> [Task description]: Give only the number of lines in the records that include the string "this".

> [Exercise inputs]:
■ ■ ■ ■

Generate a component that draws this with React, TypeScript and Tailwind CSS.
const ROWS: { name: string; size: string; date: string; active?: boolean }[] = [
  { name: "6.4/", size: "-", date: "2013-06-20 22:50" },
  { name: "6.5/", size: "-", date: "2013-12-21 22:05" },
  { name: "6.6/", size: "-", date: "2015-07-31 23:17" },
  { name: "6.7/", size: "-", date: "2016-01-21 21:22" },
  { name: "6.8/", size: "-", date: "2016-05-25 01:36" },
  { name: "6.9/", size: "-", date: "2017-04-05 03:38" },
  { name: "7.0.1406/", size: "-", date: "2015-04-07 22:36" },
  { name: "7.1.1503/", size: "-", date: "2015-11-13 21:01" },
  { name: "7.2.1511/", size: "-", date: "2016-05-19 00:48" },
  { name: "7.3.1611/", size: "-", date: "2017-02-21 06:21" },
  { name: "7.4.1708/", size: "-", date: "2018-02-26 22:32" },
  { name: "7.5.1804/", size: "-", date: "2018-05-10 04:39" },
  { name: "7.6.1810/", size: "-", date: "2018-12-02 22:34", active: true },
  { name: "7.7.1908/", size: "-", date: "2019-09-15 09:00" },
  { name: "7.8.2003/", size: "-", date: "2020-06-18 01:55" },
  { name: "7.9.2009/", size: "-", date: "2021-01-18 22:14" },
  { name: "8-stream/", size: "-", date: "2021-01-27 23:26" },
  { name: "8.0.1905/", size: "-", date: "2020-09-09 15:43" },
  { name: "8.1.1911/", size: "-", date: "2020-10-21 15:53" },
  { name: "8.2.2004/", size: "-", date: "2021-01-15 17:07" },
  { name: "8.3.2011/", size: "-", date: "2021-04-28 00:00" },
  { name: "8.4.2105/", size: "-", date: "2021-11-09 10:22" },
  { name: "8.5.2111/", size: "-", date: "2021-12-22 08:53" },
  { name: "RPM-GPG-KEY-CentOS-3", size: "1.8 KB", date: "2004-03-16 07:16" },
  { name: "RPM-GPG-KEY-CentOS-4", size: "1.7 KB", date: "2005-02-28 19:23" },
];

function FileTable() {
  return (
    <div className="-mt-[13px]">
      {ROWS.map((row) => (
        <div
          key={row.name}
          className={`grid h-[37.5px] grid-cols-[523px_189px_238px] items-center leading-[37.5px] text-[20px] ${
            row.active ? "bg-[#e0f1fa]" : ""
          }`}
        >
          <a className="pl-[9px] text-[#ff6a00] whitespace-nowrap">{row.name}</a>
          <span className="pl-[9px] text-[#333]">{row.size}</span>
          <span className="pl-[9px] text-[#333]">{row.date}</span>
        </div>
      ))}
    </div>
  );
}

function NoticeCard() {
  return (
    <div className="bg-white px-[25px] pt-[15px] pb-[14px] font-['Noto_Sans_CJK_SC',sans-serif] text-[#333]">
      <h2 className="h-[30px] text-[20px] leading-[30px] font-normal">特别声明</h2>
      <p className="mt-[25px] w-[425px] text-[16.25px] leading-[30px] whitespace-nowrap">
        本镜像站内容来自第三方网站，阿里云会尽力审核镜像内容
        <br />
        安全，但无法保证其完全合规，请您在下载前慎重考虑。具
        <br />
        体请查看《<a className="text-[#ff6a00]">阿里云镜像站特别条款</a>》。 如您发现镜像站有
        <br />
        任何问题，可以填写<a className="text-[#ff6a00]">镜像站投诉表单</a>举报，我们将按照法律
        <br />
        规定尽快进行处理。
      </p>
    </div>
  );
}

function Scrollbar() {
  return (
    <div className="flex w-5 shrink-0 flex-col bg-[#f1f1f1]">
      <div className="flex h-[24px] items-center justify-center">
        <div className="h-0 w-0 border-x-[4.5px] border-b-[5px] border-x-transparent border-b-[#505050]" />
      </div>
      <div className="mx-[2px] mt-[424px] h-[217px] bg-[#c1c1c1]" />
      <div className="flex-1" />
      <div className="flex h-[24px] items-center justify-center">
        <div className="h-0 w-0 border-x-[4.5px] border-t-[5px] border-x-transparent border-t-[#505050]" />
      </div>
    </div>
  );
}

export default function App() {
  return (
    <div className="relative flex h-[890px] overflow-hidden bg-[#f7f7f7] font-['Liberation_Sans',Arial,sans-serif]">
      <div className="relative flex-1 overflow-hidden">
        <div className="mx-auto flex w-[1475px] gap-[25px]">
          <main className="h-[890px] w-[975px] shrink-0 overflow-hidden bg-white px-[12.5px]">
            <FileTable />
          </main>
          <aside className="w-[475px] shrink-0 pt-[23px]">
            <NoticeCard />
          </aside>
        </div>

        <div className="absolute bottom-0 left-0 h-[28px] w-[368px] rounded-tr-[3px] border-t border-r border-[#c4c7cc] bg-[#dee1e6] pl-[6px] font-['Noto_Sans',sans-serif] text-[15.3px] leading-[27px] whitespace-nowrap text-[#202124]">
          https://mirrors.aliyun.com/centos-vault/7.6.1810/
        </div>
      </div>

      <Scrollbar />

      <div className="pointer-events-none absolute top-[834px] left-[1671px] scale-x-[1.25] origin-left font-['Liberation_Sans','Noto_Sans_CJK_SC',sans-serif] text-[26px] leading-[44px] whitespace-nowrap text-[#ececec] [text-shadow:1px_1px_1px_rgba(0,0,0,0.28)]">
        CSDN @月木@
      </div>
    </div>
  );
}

■ ■ ■ ■

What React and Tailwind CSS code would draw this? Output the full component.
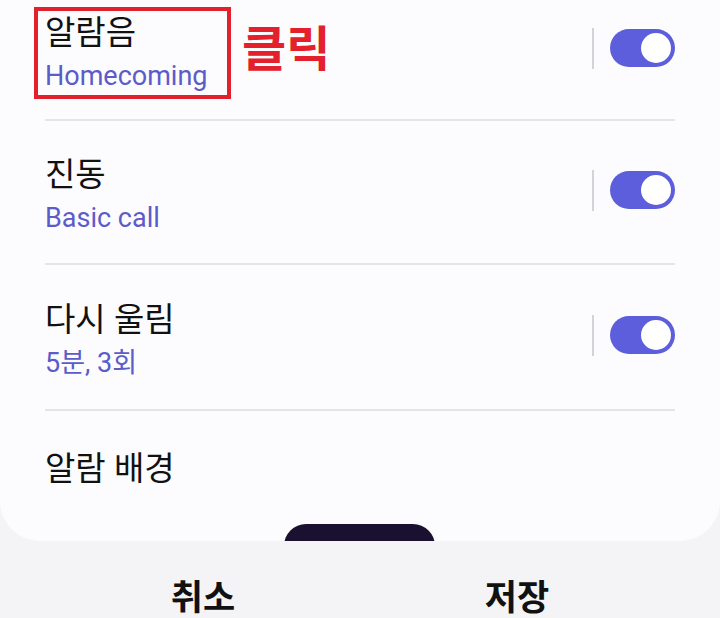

■ ■ ■ ■

> [Response]: 2